Rows from a dataset of pages and code:
▼▼▼

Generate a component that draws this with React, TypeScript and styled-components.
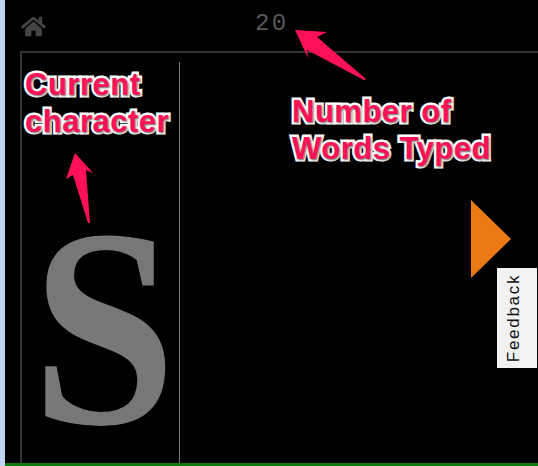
import React from 'react'
import styled, { createGlobalStyle } from 'styled-components'
import { FaHome } from 'react-icons/fa'

const GlobalStyle = createGlobalStyle`
  html, body {
    margin: 0;
    padding: 0;
    background: #000;
  }
`

export default function App() {
  return (
    <Page>
      <GlobalStyle />
      <SideStrip />
      <Main>
        <TopBar>
          <HomeLink>
            <FaHome size={25} />
          </HomeLink>
          <WordCount>20</WordCount>
        </TopBar>
        <Frame>
          <CharPanel>
            <CurrentChar>S</CurrentChar>
          </CharPanel>
          <TextPanel>
            <NextButton />
          </TextPanel>
        </Frame>
        <BottomBar />
      </Main>

      <Note $left={25} $top={66}>
        Current
        <br />
        character
      </Note>
      <Note $left={292} $top={93}>
        Number of
        <br />
        Words Typed
      </Note>

      <Arrows viewBox="0 0 538 466">
        <polygon points="295,30 327,32 317,37 366,79 364,80 307,50 308,58" fill="#ff1158" />
        <polygon points="75,153 93,173 86,170 90,223 88,223 73,175 66,179" fill="#ff1158" />
      </Arrows>

      <FeedbackTab>
        <FeedbackLabel>Feedback</FeedbackLabel>
      </FeedbackTab>
    </Page>
  )
}

const Page = styled.div`
  display: flex;
  position: relative;
  width: 538px;
  height: 466px;
  overflow: hidden;
  background: #000;
`

const SideStrip = styled.div`
  flex: 0 0 5px;
  background: #bdd5ee;
`

const Main = styled.div`
  display: flex;
  flex: 1;
  flex-direction: column;
  min-width: 0;
`

const TopBar = styled.header`
  display: flex;
  flex: 0 0 51px;
  align-items: center;
  padding-left: 16px;
  box-sizing: border-box;
`

const HomeLink = styled.a`
  display: flex;
  color: #444;
  margin-top: 2px;
`

const WordCount = styled.div`
  margin-left: 209px;
  margin-top: -5px;
  font-family: 'Liberation Mono', monospace;
  font-size: 24px;
  letter-spacing: 2.3px;
  color: #585858;
`

const Frame = styled.main`
  display: flex;
  flex: 1;
  margin-left: 15px;
  border-top: 2px solid #333;
  border-left: 2px solid #333;
  min-height: 0;
`

const CharPanel = styled.section`
  display: flex;
  flex: 0 0 158px;
  min-width: 0;
  height: calc(100% - 9px);
  box-sizing: border-box;
  margin-top: 9px;
  border-right: 1px solid #777;
  align-items: flex-end;
  justify-content: center;
`

const CurrentChar = styled.div`
  font-family: 'Liberation Serif', serif;
  font-size: 280px;
  font-weight: 700;
  line-height: 271px;
  height: 271px;
  color: #777;
  transform: translateX(3px) scale(0.93, 1.012);
`

const TextPanel = styled.section`
  display: flex;
  flex: 1;
  justify-content: flex-end;
  padding: 147px 27px 0 0;
`

const NextButton = styled.div`
  width: 0;
  height: 0;
  border-top: 39px solid transparent;
  border-bottom: 39px solid transparent;
  border-left: 40px solid #ea7916;
`

const BottomBar = styled.div`
  flex: 0 0 3px;
  background: #0a7a0a;
`

const Note = styled.div<{ $left: number; $top: number }>`
  position: absolute;
  left: ${p => p.$left}px;
  top: ${p => p.$top}px;
  font-family: 'Liberation Sans', Arial, sans-serif;
  font-size: 31px;
  font-weight: 700;
  line-height: 37px;
  letter-spacing: 0.5px;
  white-space: nowrap;
  color: #ff1158;
  -webkit-text-stroke: 5px #fff;
  paint-order: stroke fill;
  text-shadow: 1px 1px 2px #666;
`

const Arrows = styled.svg`
  position: absolute;
  inset: 0;
  width: 538px;
  height: 466px;
  pointer-events: none;
`

const FeedbackTab = styled.div`
  position: absolute;
  right: 1px;
  top: 268px;
  display: flex;
  align-items: center;
  justify-content: center;
  box-sizing: border-box;
  width: 40px;
  height: 100px;
  padding-right: 6px;
  background: #f2f2f2;
`

const FeedbackLabel = styled.span`
  transform: rotate(-90deg);
  font-family: 'Liberation Sans', Arial, sans-serif;
  font-size: 17px;
  letter-spacing: 1.7px;
  color: #111;
`
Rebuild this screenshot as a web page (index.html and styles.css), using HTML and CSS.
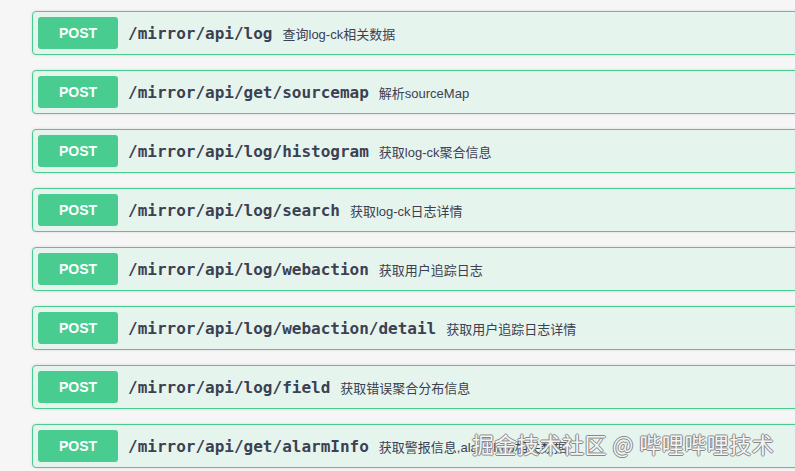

▲▲▲

EXERCISE TASK → Print out the material word for word, omitting the pictures.

RESULT OF THIS EXERCISE →
Generate a component that draws this with React, TypeScript and styled-components.
import React from 'react'
import styled, { createGlobalStyle } from 'styled-components'
import { FaHome } from 'react-icons/fa'

const GlobalStyle = createGlobalStyle`
  html, body {
    margin: 0;
    padding: 0;
    background: #000;
  }
`

export default function App() {
  return (
    <Page>
      <GlobalStyle />
      <SideStrip />
      <Main>
        <TopBar>
          <HomeLink>
            <FaHome size={25} />
          </HomeLink>
          <WordCount>20</WordCount>
        </TopBar>
        <Frame>
          <CharPanel>
            <CurrentChar>S</CurrentChar>
          </CharPanel>
          <TextPanel>
            <NextButton />
          </TextPanel>
        </Frame>
        <BottomBar />
      </Main>

      <Note $left={25} $top={66}>
        Current
        <br />
        character
      </Note>
      <Note $left={292} $top={93}>
        Number of
        <br />
        Words Typed
      </Note>

      <Arrows viewBox="0 0 538 466">
        <polygon points="295,30 327,32 317,37 366,79 364,80 307,50 308,58" fill="#ff1158" />
        <polygon points="75,153 93,173 86,170 90,223 88,223 73,175 66,179" fill="#ff1158" />
      </Arrows>

      <FeedbackTab>
        <FeedbackLabel>Feedback</FeedbackLabel>
      </FeedbackTab>
    </Page>
  )
}

const Page = styled.div`
  display: flex;
  position: relative;
  width: 538px;
  height: 466px;
  overflow: hidden;
  background: #000;
`

const SideStrip = styled.div`
  flex: 0 0 5px;
  background: #bdd5ee;
`

const Main = styled.div`
  display: flex;
  flex: 1;
  flex-direction: column;
  min-width: 0;
`

const TopBar = styled.header`
  display: flex;
  flex: 0 0 51px;
  align-items: center;
  padding-left: 16px;
  box-sizing: border-box;
`

const HomeLink = styled.a`
  display: flex;
  color: #444;
  margin-top: 2px;
`

const WordCount = styled.div`
  margin-left: 209px;
  margin-top: -5px;
  font-family: 'Liberation Mono', monospace;
  font-size: 24px;
  letter-spacing: 2.3px;
  color: #585858;
`

const Frame = styled.main`
  display: flex;
  flex: 1;
  margin-left: 15px;
  border-top: 2px solid #333;
  border-left: 2px solid #333;
  min-height: 0;
`

const CharPanel = styled.section`
  display: flex;
  flex: 0 0 158px;
  min-width: 0;
  height: calc(100% - 9px);
  box-sizing: border-box;
  margin-top: 9px;
  border-right: 1px solid #777;
  align-items: flex-end;
  justify-content: center;
`

const CurrentChar = styled.div`
  font-family: 'Liberation Serif', serif;
  font-size: 280px;
  font-weight: 700;
  line-height: 271px;
  height: 271px;
  color: #777;
  transform: translateX(3px) scale(0.93, 1.012);
`

const TextPanel = styled.section`
  display: flex;
  flex: 1;
  justify-content: flex-end;
  padding: 147px 27px 0 0;
`

const NextButton = styled.div`
  width: 0;
  height: 0;
  border-top: 39px solid transparent;
  border-bottom: 39px solid transparent;
  border-left: 40px solid #ea7916;
`

const BottomBar = styled.div`
  flex: 0 0 3px;
  background: #0a7a0a;
`

const Note = styled.div<{ $left: number; $top: number }>`
  position: absolute;
  left: ${p => p.$left}px;
  top: ${p => p.$top}px;
  font-family: 'Liberation Sans', Arial, sans-serif;
  font-size: 31px;
  font-weight: 700;
  line-height: 37px;
  letter-spacing: 0.5px;
  white-space: nowrap;
  color: #ff1158;
  -webkit-text-stroke: 5px #fff;
  paint-order: stroke fill;
  text-shadow: 1px 1px 2px #666;
`

const Arrows = styled.svg`
  position: absolute;
  inset: 0;
  width: 538px;
  height: 466px;
  pointer-events: none;
`

const FeedbackTab = styled.div`
  position: absolute;
  right: 1px;
  top: 268px;
  display: flex;
  align-items: center;
  justify-content: center;
  box-sizing: border-box;
  width: 40px;
  height: 100px;
  padding-right: 6px;
  background: #f2f2f2;
`

const FeedbackLabel = styled.span`
  transform: rotate(-90deg);
  font-family: 'Liberation Sans', Arial, sans-serif;
  font-size: 17px;
  letter-spacing: 1.7px;
  color: #111;
`
Rebuild this screenshot as a web page (index.html and styles.css), using HTML and CSS.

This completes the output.